+++ INPUT MATERIAL
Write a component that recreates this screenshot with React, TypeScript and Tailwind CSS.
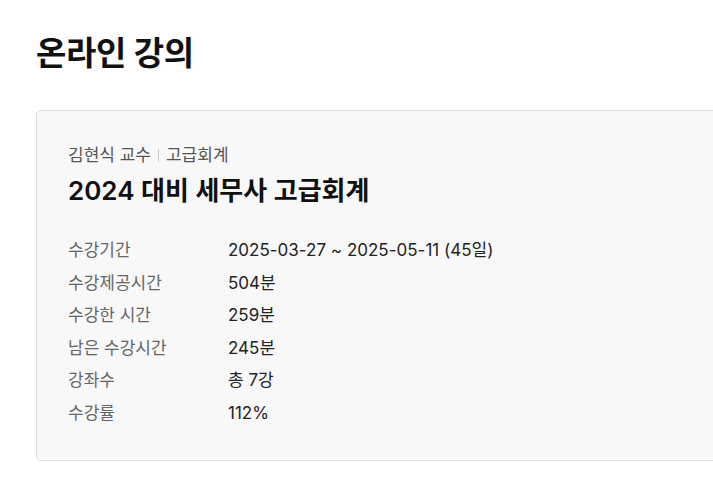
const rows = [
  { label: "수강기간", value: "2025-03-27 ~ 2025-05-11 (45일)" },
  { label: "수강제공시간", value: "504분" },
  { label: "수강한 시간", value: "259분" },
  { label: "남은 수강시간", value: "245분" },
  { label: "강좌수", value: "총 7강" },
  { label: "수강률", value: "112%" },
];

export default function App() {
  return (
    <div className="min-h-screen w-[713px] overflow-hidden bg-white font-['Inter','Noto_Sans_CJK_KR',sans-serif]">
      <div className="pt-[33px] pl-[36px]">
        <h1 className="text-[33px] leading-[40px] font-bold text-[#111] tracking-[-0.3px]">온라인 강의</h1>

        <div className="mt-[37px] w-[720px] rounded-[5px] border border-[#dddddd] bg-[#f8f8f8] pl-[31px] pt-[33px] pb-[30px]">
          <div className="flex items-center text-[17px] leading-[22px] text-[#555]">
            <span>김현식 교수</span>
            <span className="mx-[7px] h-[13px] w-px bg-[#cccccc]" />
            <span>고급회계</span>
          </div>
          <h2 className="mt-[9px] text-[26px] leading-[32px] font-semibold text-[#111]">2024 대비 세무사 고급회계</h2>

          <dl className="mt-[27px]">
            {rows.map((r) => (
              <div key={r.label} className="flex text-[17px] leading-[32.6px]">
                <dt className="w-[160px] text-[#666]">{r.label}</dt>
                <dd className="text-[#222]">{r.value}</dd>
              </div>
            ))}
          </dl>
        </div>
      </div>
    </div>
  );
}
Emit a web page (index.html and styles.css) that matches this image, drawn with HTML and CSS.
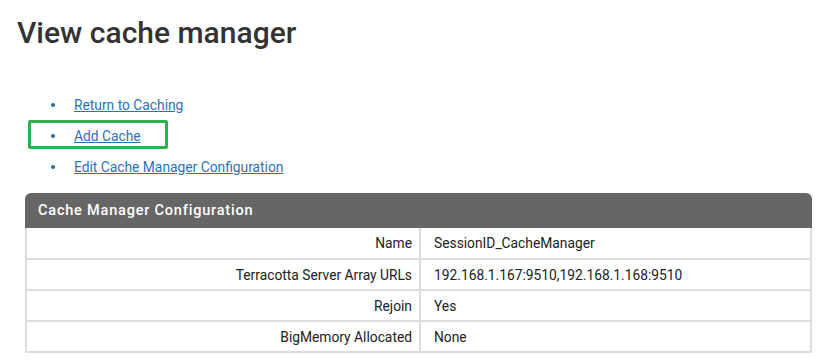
++++++
» REQUEST
Copy every record above exactly, leaving out any pictures.

» COMPLETED EXERCISE
Write a component that recreates this screenshot with React, TypeScript and Tailwind CSS.
const rows = [
  { label: "수강기간", value: "2025-03-27 ~ 2025-05-11 (45일)" },
  { label: "수강제공시간", value: "504분" },
  { label: "수강한 시간", value: "259분" },
  { label: "남은 수강시간", value: "245분" },
  { label: "강좌수", value: "총 7강" },
  { label: "수강률", value: "112%" },
];

export default function App() {
  return (
    <div className="min-h-screen w-[713px] overflow-hidden bg-white font-['Inter','Noto_Sans_CJK_KR',sans-serif]">
      <div className="pt-[33px] pl-[36px]">
        <h1 className="text-[33px] leading-[40px] font-bold text-[#111] tracking-[-0.3px]">온라인 강의</h1>

        <div className="mt-[37px] w-[720px] rounded-[5px] border border-[#dddddd] bg-[#f8f8f8] pl-[31px] pt-[33px] pb-[30px]">
          <div className="flex items-center text-[17px] leading-[22px] text-[#555]">
            <span>김현식 교수</span>
            <span className="mx-[7px] h-[13px] w-px bg-[#cccccc]" />
            <span>고급회계</span>
          </div>
          <h2 className="mt-[9px] text-[26px] leading-[32px] font-semibold text-[#111]">2024 대비 세무사 고급회계</h2>

          <dl className="mt-[27px]">
            {rows.map((r) => (
              <div key={r.label} className="flex text-[17px] leading-[32.6px]">
                <dt className="w-[160px] text-[#666]">{r.label}</dt>
                <dd className="text-[#222]">{r.value}</dd>
              </div>
            ))}
          </dl>
        </div>
      </div>
    </div>
  );
}
Emit a web page (index.html and styles.css) that matches this image, drawn with HTML and CSS.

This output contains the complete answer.